* **Working data**:
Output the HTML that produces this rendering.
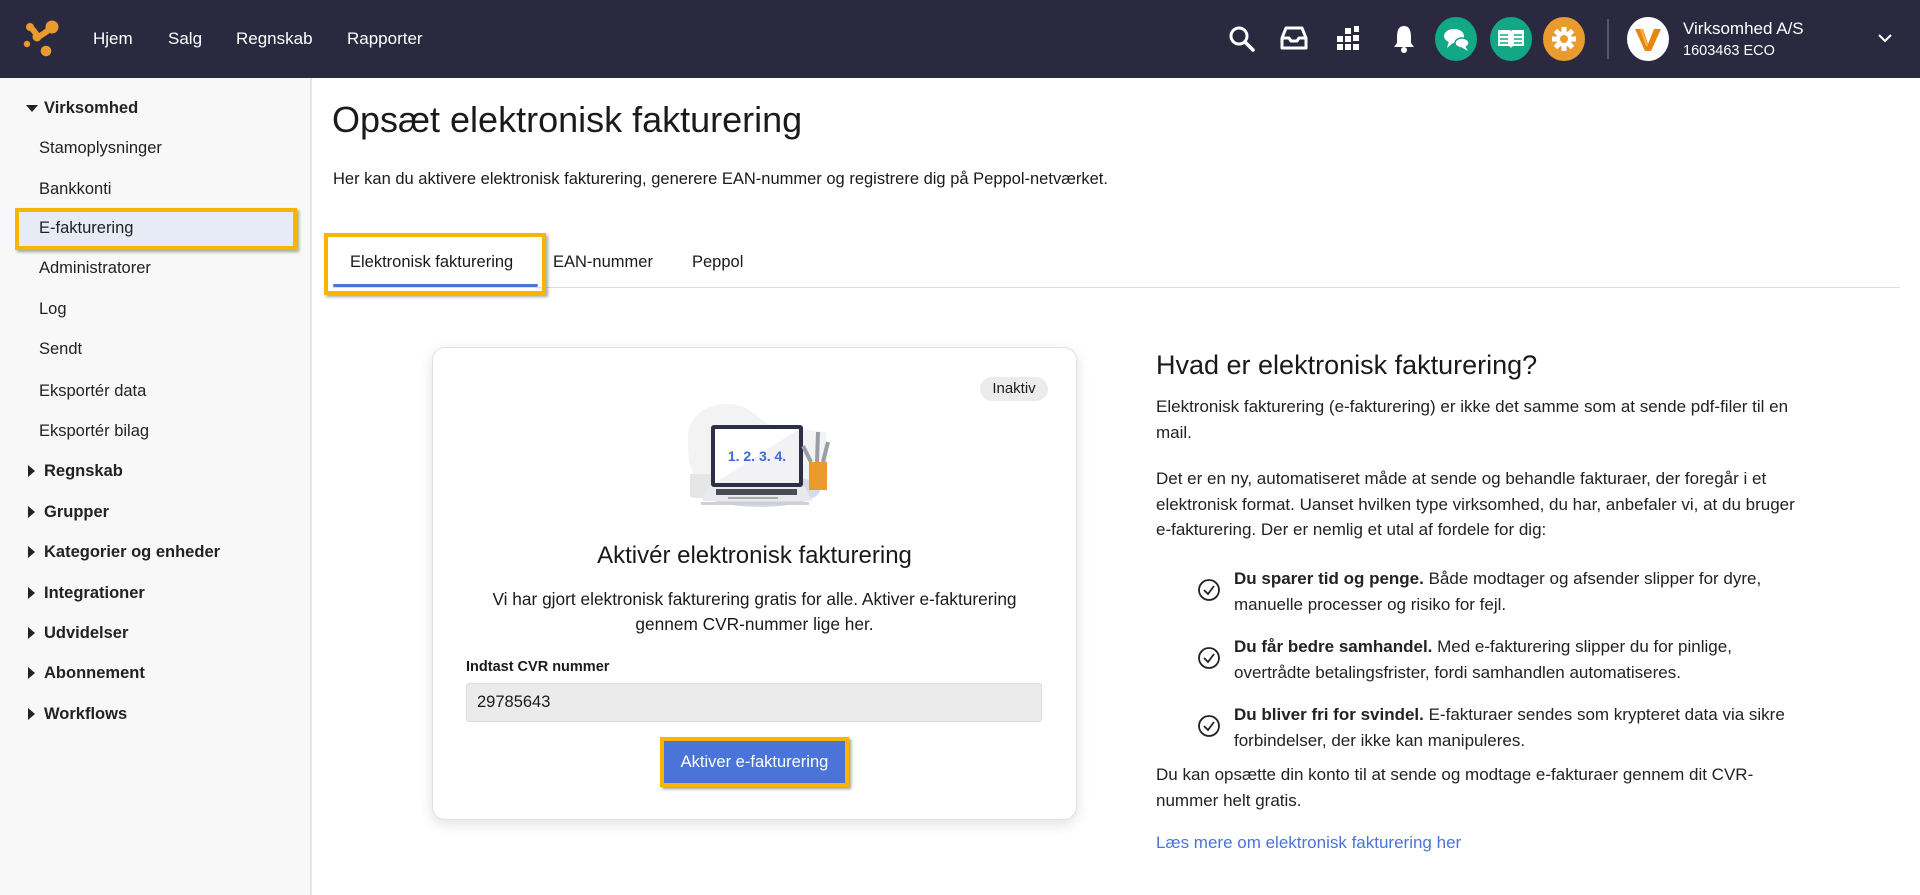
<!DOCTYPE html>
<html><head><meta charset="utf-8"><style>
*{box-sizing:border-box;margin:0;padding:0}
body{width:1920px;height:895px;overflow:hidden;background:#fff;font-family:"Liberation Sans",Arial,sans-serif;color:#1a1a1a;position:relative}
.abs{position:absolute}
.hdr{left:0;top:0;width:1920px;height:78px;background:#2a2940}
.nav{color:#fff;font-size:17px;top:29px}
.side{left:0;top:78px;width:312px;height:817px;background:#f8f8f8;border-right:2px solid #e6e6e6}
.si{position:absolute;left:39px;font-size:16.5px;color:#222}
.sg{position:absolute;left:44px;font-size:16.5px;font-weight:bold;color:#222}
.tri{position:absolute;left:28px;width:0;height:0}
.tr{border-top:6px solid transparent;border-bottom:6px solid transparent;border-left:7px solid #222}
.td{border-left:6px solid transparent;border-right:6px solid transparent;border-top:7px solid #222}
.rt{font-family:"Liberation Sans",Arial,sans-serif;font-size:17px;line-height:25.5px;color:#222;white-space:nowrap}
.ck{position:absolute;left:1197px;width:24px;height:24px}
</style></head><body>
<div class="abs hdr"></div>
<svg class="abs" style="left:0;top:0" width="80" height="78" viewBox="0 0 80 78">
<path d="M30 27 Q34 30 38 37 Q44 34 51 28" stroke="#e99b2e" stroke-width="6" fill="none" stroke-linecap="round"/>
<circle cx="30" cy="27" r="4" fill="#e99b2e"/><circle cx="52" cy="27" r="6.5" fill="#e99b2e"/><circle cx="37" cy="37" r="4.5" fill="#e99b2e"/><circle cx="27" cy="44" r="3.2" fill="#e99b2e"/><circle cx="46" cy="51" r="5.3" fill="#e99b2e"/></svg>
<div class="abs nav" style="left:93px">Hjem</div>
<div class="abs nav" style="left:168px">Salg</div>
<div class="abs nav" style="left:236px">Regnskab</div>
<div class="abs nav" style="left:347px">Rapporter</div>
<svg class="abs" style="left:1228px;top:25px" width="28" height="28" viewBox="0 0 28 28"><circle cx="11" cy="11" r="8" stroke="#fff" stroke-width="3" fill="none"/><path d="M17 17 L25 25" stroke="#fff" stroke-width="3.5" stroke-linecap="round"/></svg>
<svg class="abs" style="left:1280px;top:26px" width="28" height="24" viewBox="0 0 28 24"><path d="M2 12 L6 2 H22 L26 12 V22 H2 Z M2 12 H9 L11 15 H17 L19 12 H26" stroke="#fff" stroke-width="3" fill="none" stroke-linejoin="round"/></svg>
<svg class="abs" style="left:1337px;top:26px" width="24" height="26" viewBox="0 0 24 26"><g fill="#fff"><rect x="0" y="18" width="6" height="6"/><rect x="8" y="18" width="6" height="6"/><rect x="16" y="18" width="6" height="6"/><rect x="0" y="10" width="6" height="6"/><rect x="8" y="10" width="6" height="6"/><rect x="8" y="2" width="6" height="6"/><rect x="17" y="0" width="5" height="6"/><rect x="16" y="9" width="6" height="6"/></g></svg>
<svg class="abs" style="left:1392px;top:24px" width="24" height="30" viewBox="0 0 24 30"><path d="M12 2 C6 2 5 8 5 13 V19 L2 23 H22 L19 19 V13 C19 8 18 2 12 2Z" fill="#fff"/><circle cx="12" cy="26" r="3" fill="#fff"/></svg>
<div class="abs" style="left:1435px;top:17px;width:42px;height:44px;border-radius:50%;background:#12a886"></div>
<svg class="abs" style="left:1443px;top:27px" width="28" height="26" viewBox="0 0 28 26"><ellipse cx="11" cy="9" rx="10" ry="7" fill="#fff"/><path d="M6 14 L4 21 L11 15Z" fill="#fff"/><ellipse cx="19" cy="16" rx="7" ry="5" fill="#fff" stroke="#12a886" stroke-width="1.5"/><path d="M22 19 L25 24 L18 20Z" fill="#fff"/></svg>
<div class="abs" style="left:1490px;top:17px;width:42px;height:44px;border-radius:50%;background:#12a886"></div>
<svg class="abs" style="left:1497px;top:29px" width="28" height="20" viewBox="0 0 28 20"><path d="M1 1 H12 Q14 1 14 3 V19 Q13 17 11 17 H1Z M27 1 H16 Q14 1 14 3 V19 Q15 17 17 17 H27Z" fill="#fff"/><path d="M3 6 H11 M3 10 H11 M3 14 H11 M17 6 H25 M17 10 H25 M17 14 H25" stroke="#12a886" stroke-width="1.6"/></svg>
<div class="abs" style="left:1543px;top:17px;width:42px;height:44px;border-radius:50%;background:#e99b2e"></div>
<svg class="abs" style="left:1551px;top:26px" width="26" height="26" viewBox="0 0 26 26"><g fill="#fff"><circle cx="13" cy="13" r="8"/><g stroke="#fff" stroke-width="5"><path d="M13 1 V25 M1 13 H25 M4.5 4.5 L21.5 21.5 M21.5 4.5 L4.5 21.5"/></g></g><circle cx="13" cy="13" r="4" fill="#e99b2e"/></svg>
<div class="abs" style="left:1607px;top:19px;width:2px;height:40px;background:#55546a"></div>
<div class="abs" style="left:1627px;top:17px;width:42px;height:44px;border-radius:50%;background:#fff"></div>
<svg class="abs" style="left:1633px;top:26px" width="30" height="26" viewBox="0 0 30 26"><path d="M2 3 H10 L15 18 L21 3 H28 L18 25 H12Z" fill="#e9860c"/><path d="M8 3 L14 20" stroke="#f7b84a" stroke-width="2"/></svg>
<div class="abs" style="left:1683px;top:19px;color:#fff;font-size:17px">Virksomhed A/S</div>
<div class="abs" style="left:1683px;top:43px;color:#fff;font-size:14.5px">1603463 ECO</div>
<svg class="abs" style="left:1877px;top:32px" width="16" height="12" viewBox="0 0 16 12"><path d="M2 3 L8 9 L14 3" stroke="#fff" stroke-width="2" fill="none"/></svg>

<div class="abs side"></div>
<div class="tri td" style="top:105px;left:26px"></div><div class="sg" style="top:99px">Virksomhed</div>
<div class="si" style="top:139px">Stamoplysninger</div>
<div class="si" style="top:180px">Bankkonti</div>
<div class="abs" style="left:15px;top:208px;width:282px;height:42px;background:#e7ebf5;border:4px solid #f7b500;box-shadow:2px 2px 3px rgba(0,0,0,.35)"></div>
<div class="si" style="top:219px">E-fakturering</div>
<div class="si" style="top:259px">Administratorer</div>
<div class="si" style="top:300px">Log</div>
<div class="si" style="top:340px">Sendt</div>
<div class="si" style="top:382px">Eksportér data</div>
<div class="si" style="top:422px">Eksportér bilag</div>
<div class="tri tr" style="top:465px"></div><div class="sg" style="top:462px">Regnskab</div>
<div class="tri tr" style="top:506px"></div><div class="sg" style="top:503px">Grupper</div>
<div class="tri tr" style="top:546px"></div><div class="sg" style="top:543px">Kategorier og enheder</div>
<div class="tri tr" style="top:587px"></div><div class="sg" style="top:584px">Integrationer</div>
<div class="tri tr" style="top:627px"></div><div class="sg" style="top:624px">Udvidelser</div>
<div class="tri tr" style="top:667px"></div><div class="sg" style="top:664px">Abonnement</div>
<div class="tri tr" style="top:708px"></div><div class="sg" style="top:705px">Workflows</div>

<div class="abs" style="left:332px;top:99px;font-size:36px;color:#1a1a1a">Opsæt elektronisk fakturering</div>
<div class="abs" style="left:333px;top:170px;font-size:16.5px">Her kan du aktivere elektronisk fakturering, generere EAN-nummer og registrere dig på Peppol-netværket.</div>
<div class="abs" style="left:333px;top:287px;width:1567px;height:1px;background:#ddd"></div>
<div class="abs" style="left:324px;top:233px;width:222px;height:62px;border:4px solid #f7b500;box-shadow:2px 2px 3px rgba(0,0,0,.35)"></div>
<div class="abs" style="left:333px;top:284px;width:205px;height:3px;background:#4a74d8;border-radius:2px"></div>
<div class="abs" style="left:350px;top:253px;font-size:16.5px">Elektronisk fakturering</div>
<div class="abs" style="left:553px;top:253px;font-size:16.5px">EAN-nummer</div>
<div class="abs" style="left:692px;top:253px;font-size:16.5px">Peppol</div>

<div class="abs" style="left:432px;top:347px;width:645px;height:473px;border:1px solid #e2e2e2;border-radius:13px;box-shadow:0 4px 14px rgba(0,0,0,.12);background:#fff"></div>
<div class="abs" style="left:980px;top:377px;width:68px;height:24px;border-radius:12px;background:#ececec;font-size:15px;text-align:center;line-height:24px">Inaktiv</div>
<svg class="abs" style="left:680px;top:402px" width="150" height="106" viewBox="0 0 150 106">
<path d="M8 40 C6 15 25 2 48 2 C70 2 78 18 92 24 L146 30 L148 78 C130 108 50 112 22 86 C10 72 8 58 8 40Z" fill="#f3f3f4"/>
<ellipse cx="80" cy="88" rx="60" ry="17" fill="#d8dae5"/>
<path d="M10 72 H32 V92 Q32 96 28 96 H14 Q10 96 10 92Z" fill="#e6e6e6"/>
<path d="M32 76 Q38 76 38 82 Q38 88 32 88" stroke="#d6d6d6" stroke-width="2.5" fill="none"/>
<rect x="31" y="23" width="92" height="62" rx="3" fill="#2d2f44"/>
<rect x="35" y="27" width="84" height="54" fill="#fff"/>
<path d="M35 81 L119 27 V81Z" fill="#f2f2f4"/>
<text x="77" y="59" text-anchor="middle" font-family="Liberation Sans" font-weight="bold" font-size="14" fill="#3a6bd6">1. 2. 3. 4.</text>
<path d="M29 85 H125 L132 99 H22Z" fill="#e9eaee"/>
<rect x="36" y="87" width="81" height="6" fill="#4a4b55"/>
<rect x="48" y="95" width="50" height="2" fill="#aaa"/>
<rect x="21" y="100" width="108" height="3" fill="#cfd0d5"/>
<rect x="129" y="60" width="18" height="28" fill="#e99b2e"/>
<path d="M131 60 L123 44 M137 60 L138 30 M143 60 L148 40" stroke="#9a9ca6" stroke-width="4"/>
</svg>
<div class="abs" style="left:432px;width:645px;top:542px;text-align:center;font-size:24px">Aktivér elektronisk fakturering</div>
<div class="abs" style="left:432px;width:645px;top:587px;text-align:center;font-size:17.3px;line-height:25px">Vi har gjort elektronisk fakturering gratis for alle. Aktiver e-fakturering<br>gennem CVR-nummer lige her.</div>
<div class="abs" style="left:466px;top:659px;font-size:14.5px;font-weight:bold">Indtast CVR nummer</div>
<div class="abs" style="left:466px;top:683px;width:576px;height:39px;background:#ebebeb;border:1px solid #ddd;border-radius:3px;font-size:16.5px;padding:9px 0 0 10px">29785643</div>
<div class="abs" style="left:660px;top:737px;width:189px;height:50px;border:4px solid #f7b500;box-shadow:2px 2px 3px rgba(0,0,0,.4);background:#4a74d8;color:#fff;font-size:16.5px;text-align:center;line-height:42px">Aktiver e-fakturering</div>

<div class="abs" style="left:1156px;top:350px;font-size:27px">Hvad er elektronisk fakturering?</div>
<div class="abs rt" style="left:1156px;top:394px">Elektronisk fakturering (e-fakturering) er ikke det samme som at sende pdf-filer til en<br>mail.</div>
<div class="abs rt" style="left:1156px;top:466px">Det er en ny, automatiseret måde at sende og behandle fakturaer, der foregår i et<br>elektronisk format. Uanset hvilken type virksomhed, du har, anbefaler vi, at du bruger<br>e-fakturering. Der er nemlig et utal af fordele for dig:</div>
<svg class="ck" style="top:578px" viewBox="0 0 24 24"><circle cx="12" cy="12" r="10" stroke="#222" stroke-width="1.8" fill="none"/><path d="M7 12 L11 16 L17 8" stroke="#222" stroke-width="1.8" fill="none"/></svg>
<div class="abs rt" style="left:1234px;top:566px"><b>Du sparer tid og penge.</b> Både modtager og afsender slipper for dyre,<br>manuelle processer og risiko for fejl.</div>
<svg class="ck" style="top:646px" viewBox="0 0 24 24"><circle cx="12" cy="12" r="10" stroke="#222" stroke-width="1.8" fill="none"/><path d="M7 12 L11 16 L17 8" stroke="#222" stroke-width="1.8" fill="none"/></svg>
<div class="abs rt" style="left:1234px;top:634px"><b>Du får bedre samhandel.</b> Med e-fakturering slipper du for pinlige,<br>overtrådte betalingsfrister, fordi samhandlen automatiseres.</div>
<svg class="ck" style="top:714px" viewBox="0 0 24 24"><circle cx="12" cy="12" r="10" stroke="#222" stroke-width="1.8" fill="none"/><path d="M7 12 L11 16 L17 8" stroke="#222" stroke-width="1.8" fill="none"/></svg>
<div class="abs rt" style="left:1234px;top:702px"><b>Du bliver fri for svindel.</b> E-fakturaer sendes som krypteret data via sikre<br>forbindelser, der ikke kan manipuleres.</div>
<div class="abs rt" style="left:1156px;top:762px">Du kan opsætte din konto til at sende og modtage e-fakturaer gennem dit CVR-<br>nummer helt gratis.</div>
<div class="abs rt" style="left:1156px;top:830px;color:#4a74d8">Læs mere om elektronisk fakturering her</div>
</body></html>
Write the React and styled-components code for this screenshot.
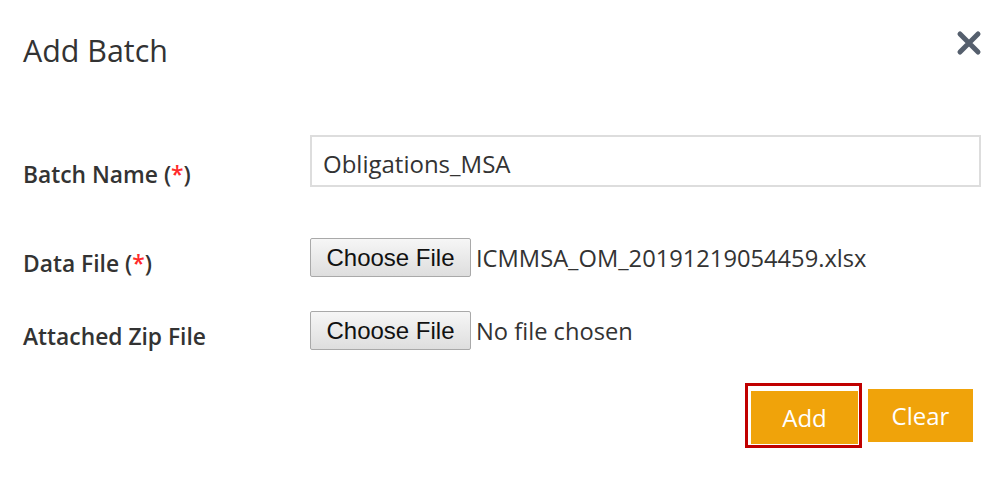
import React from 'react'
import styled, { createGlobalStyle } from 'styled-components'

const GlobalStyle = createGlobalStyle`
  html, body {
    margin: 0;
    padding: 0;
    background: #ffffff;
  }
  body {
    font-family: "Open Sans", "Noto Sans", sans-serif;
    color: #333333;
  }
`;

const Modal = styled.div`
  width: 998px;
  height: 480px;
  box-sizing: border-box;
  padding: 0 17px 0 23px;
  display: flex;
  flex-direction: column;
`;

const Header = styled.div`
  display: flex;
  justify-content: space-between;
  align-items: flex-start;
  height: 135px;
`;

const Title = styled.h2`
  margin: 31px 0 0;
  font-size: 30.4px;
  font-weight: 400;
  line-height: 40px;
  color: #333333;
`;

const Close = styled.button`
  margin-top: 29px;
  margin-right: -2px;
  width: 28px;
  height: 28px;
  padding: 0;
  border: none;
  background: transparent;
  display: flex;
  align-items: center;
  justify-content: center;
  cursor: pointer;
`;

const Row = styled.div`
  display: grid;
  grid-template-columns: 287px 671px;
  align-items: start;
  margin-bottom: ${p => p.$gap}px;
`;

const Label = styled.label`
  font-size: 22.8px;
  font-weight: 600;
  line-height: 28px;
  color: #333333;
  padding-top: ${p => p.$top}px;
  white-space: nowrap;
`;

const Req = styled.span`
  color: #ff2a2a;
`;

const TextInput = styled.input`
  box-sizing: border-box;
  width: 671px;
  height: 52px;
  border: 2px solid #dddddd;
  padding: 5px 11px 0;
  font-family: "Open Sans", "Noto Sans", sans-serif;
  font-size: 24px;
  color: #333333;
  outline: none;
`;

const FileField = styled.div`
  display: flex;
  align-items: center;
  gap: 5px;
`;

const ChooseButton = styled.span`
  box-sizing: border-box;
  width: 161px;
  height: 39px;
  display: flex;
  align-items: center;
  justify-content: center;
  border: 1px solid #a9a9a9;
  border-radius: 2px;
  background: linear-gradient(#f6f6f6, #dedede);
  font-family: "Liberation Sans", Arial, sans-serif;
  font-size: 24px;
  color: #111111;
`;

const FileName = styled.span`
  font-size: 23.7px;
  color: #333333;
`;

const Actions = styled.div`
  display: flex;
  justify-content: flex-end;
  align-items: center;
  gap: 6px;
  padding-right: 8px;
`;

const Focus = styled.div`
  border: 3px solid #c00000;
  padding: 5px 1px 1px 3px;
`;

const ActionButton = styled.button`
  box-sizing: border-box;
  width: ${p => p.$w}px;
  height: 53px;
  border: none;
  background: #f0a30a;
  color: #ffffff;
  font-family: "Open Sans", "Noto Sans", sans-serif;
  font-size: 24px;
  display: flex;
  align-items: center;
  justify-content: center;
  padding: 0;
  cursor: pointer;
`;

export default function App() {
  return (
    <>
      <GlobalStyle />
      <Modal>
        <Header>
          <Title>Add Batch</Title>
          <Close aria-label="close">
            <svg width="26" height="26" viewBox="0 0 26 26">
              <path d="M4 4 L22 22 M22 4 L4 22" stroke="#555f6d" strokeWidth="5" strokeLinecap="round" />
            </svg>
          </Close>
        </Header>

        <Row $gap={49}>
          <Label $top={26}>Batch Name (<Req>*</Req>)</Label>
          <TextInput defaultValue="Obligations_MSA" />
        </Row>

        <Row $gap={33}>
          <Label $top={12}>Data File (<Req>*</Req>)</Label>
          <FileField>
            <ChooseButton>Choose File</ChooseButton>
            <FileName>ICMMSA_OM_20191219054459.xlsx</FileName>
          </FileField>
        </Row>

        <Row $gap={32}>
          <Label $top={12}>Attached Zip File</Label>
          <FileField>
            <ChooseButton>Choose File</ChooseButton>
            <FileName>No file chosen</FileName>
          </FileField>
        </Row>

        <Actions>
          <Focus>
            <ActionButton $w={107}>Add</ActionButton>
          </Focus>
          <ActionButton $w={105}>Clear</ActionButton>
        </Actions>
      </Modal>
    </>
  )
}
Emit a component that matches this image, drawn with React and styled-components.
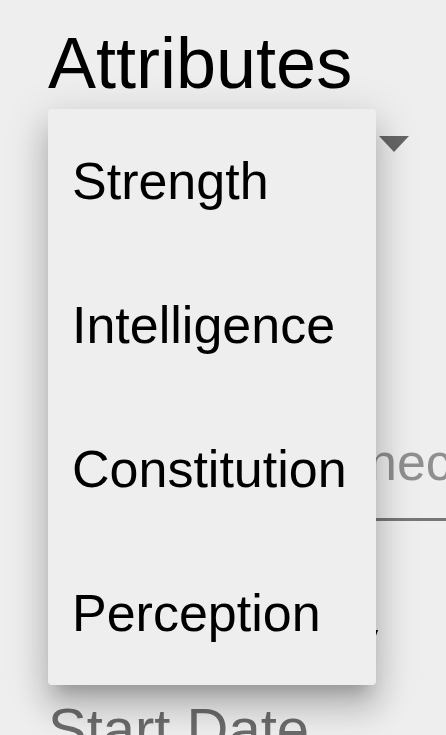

* **Task statement**: Pick out lines containing the word "that", each one as written.

* **Problem solution**:
Output the HTML that produces this rendering.
Emit a component that matches this image, drawn with React and styled-components.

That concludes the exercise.